#### YOUR OBJECTIVE
Reproduce all the lines below exactly and omit the images.

#### DATA SECTION
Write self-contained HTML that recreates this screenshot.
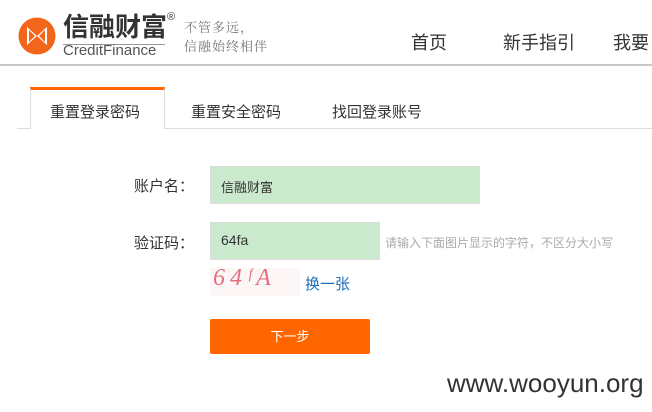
<!DOCTYPE html>
<html><head><meta charset="utf-8"><style>
*{margin:0;padding:0;box-sizing:border-box}
html,body{width:652px;height:412px;overflow:hidden}
body{background:#fff;font-family:"Liberation Sans","Noto Sans CJK SC",sans-serif;position:relative;color:#333}
.a{position:absolute;white-space:nowrap}
</style></head><body>
<svg class="a" style="left:18px;top:17px" width="38" height="38" viewBox="0 0 38 38">
<circle cx="19" cy="19" r="18.5" fill="#f2661c"/>
<path d="M9 10 L19 19 L9 28 Z M29 10 L19 19 L29 28 Z" fill="#fff"/>
<path d="M11 13 L17 19 L11 25 Z M27 13 L21 19 L27 25 Z" fill="#f2661c"/>
</svg>
<div class="a" style="left:63px;top:11px;font-size:26px;font-weight:bold;color:#333;font-family:'Noto Sans CJK SC',sans-serif;line-height:30px">信融财富</div>
<div class="a" style="left:167px;top:11px;font-size:11px;color:#333">®</div>
<div class="a" style="left:63px;top:44px;width:102px;border-top:1px solid #999"></div>
<div class="a" style="left:63px;top:42px;font-size:15px;color:#555;line-height:18px">CreditFinance</div>
<div class="a" style="left:184px;top:17px;font-size:13px;color:#777;line-height:19px;letter-spacing:1px;font-family:'Noto Serif CJK SC',serif">不管多远，<br>信融始终相伴</div>
<div class="a" style="left:411px;top:29px;font-size:18px;color:#333">首页</div>
<div class="a" style="left:503px;top:29px;font-size:18px;color:#333">新手指引</div>
<div class="a" style="left:613px;top:29px;font-size:18px;color:#333">我要</div>
<div class="a" style="left:0;top:64px;width:652px;height:2px;background:#c8c8c8"></div>

<div class="a" style="left:17px;top:128px;width:635px;height:1px;background:#ddd"></div>
<div class="a" style="left:30px;top:87px;width:135px;height:42px;background:#fff;border-left:1px solid #ddd;border-right:1px solid #ddd;border-top:3px solid #ff6600"></div>
<div class="a" style="left:50px;top:101px;font-size:15px;color:#333">重置登录密码</div>
<div class="a" style="left:191px;top:101px;font-size:15px;color:#333">重置安全密码</div>
<div class="a" style="left:332px;top:101px;font-size:15px;color:#333">找回登录账号</div>

<div class="a" style="left:134px;top:175px;font-size:15px;color:#333">账户名：</div>
<div class="a" style="left:210px;top:166px;width:270px;height:38px;background:#cbe9cc;border:1px solid #ddd"></div>
<div class="a" style="left:221px;top:177px;font-size:13px;color:#333">信融财富</div>
<div class="a" style="left:134px;top:232px;font-size:15px;color:#333">验证码：</div>
<div class="a" style="left:210px;top:222px;width:170px;height:38px;background:#cbe9cc;border:1px solid #ddd"></div>
<div class="a" style="left:221px;top:232px;font-size:14px;color:#333">64fa</div>
<div class="a" style="left:385px;top:234px;font-size:12px;color:#aaa">请输入下面图片显示的字符，不区分大小写</div>
<div class="a" style="left:210px;top:268px;width:90px;height:28px;background:#fdf6f7"></div>
<div class="a" style="left:213px;top:265px;font-size:24px;color:#e07080;font-style:italic;font-family:'Liberation Serif',serif;letter-spacing:5px">64ᶠA</div>
<div class="a" style="left:305px;top:273px;font-size:15px;color:#1a6fb5">换一张</div>
<div class="a" style="left:210px;top:319px;width:160px;height:35px;background:#ff6600;border-radius:2px;color:#fff;font-size:13px;text-align:center;line-height:35px">下一步</div>
<div class="a" style="left:447px;top:368px;font-size:26px;color:#333">www.wooyun.org</div>
</body></html>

#### FINAL RESULT
Write self-contained HTML that recreates this screenshot.
<!DOCTYPE html>
<html><head><meta charset="utf-8"><style>
*{margin:0;padding:0;box-sizing:border-box}
html,body{width:652px;height:412px;overflow:hidden}
body{background:#fff;font-family:"Liberation Sans","Noto Sans CJK SC",sans-serif;position:relative;color:#333}
.a{position:absolute;white-space:nowrap}
</style></head><body>
<svg class="a" style="left:18px;top:17px" width="38" height="38" viewBox="0 0 38 38">
<circle cx="19" cy="19" r="18.5" fill="#f2661c"/>
<path d="M9 10 L19 19 L9 28 Z M29 10 L19 19 L29 28 Z" fill="#fff"/>
<path d="M11 13 L17 19 L11 25 Z M27 13 L21 19 L27 25 Z" fill="#f2661c"/>
</svg>
<div class="a" style="left:63px;top:11px;font-size:26px;font-weight:bold;color:#333;font-family:'Noto Sans CJK SC',sans-serif;line-height:30px">信融财富</div>
<div class="a" style="left:167px;top:11px;font-size:11px;color:#333">®</div>
<div class="a" style="left:63px;top:44px;width:102px;border-top:1px solid #999"></div>
<div class="a" style="left:63px;top:42px;font-size:15px;color:#555;line-height:18px">CreditFinance</div>
<div class="a" style="left:184px;top:17px;font-size:13px;color:#777;line-height:19px;letter-spacing:1px;font-family:'Noto Serif CJK SC',serif">不管多远，<br>信融始终相伴</div>
<div class="a" style="left:411px;top:29px;font-size:18px;color:#333">首页</div>
<div class="a" style="left:503px;top:29px;font-size:18px;color:#333">新手指引</div>
<div class="a" style="left:613px;top:29px;font-size:18px;color:#333">我要</div>
<div class="a" style="left:0;top:64px;width:652px;height:2px;background:#c8c8c8"></div>

<div class="a" style="left:17px;top:128px;width:635px;height:1px;background:#ddd"></div>
<div class="a" style="left:30px;top:87px;width:135px;height:42px;background:#fff;border-left:1px solid #ddd;border-right:1px solid #ddd;border-top:3px solid #ff6600"></div>
<div class="a" style="left:50px;top:101px;font-size:15px;color:#333">重置登录密码</div>
<div class="a" style="left:191px;top:101px;font-size:15px;color:#333">重置安全密码</div>
<div class="a" style="left:332px;top:101px;font-size:15px;color:#333">找回登录账号</div>

<div class="a" style="left:134px;top:175px;font-size:15px;color:#333">账户名：</div>
<div class="a" style="left:210px;top:166px;width:270px;height:38px;background:#cbe9cc;border:1px solid #ddd"></div>
<div class="a" style="left:221px;top:177px;font-size:13px;color:#333">信融财富</div>
<div class="a" style="left:134px;top:232px;font-size:15px;color:#333">验证码：</div>
<div class="a" style="left:210px;top:222px;width:170px;height:38px;background:#cbe9cc;border:1px solid #ddd"></div>
<div class="a" style="left:221px;top:232px;font-size:14px;color:#333">64fa</div>
<div class="a" style="left:385px;top:234px;font-size:12px;color:#aaa">请输入下面图片显示的字符，不区分大小写</div>
<div class="a" style="left:210px;top:268px;width:90px;height:28px;background:#fdf6f7"></div>
<div class="a" style="left:213px;top:265px;font-size:24px;color:#e07080;font-style:italic;font-family:'Liberation Serif',serif;letter-spacing:5px">64ᶠA</div>
<div class="a" style="left:305px;top:273px;font-size:15px;color:#1a6fb5">换一张</div>
<div class="a" style="left:210px;top:319px;width:160px;height:35px;background:#ff6600;border-radius:2px;color:#fff;font-size:13px;text-align:center;line-height:35px">下一步</div>
<div class="a" style="left:447px;top:368px;font-size:26px;color:#333">www.wooyun.org</div>
</body></html>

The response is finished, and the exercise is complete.